**INFORMATION SHOWN:**
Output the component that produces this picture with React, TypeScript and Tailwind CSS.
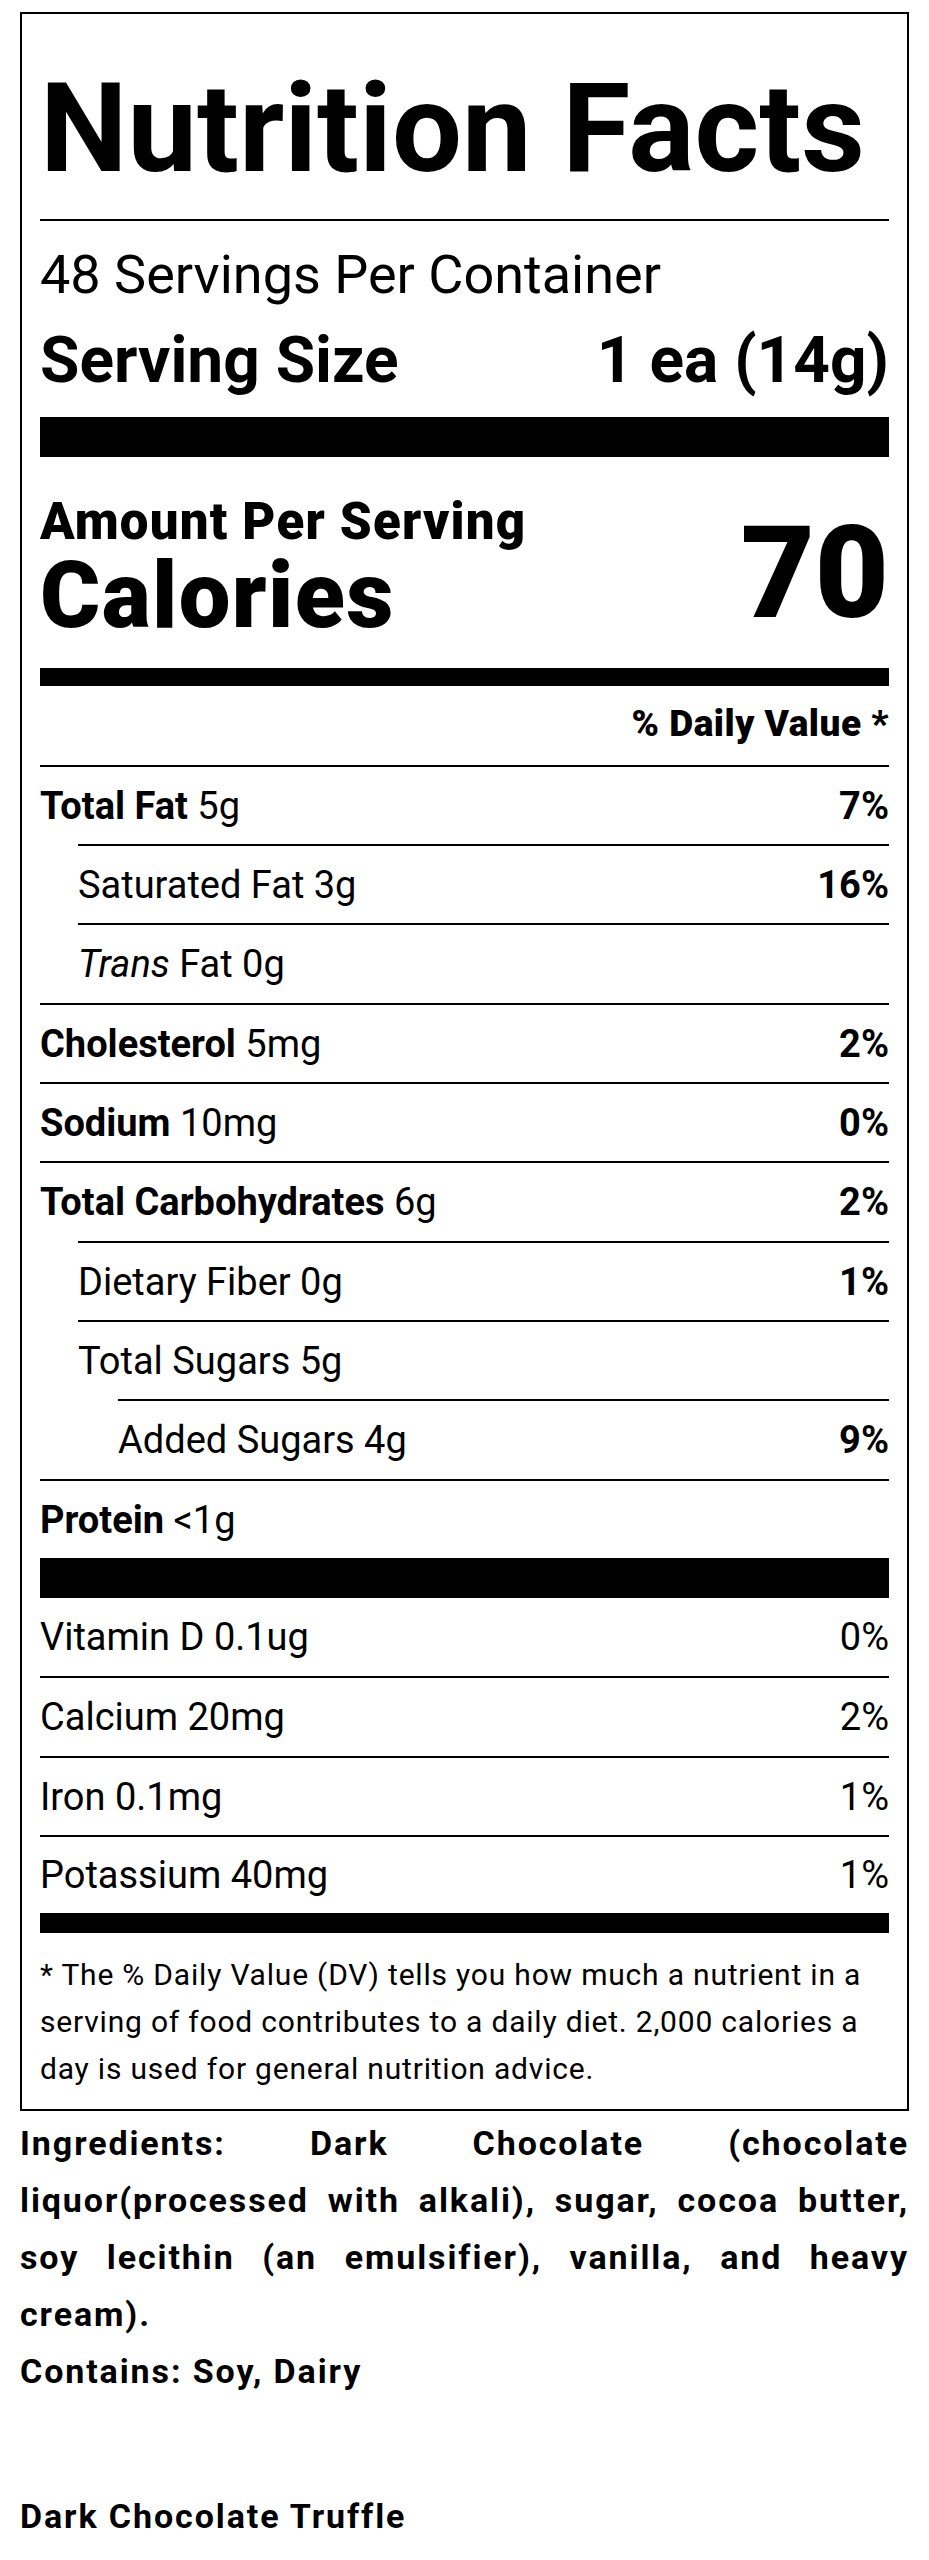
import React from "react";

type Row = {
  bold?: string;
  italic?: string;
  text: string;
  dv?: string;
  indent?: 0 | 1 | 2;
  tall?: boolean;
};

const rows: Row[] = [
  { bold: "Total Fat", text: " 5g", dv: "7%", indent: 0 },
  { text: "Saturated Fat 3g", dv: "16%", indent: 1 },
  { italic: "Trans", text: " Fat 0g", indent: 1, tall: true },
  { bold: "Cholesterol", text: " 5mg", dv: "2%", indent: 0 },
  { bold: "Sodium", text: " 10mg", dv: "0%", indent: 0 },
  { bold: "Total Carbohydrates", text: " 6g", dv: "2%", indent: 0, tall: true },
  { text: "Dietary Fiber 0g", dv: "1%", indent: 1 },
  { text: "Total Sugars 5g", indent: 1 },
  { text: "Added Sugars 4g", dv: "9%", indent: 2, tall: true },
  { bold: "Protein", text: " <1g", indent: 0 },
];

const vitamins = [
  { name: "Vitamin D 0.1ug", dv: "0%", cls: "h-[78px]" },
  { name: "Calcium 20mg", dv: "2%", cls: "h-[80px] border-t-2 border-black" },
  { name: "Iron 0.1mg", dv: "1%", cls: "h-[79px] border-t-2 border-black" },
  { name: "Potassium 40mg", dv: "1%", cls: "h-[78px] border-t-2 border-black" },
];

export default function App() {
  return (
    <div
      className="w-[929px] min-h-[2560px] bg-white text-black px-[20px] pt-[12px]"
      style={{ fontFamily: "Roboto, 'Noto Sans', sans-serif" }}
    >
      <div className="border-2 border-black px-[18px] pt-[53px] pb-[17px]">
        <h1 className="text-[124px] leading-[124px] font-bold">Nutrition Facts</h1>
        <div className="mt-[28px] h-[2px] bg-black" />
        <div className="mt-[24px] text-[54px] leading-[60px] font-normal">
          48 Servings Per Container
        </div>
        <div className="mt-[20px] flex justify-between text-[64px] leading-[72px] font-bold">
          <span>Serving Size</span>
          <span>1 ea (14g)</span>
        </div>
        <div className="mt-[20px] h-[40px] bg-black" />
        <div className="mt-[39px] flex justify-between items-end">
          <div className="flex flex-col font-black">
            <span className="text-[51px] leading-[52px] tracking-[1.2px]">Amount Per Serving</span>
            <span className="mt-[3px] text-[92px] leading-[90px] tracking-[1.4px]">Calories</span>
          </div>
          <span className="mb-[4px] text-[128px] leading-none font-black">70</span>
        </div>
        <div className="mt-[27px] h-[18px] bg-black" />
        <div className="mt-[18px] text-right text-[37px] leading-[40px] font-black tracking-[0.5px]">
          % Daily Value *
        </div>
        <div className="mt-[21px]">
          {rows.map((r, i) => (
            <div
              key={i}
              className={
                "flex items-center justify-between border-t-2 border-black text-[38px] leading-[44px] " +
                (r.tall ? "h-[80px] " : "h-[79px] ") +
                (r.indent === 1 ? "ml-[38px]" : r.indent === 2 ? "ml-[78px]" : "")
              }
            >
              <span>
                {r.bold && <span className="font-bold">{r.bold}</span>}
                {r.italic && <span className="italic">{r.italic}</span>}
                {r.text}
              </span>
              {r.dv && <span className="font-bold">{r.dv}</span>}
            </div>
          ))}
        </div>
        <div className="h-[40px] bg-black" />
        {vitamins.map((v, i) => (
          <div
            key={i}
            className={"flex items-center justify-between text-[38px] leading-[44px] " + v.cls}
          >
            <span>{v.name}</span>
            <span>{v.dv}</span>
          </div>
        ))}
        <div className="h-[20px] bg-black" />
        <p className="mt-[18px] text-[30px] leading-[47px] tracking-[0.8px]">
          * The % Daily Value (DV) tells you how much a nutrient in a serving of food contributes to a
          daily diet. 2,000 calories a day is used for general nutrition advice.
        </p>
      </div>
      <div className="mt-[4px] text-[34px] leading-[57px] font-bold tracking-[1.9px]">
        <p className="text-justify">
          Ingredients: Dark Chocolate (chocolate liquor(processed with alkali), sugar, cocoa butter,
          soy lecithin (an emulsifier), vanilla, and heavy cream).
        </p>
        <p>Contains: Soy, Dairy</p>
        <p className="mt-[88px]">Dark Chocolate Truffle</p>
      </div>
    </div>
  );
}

**TO DO:** Pick out each line containing the string "with" and copy it.

**RESULT:**
Output the component that produces this picture with React, TypeScript and Tailwind CSS.
          Ingredients: Dark Chocolate (chocolate liquor(processed with alkali), sugar, cocoa butter,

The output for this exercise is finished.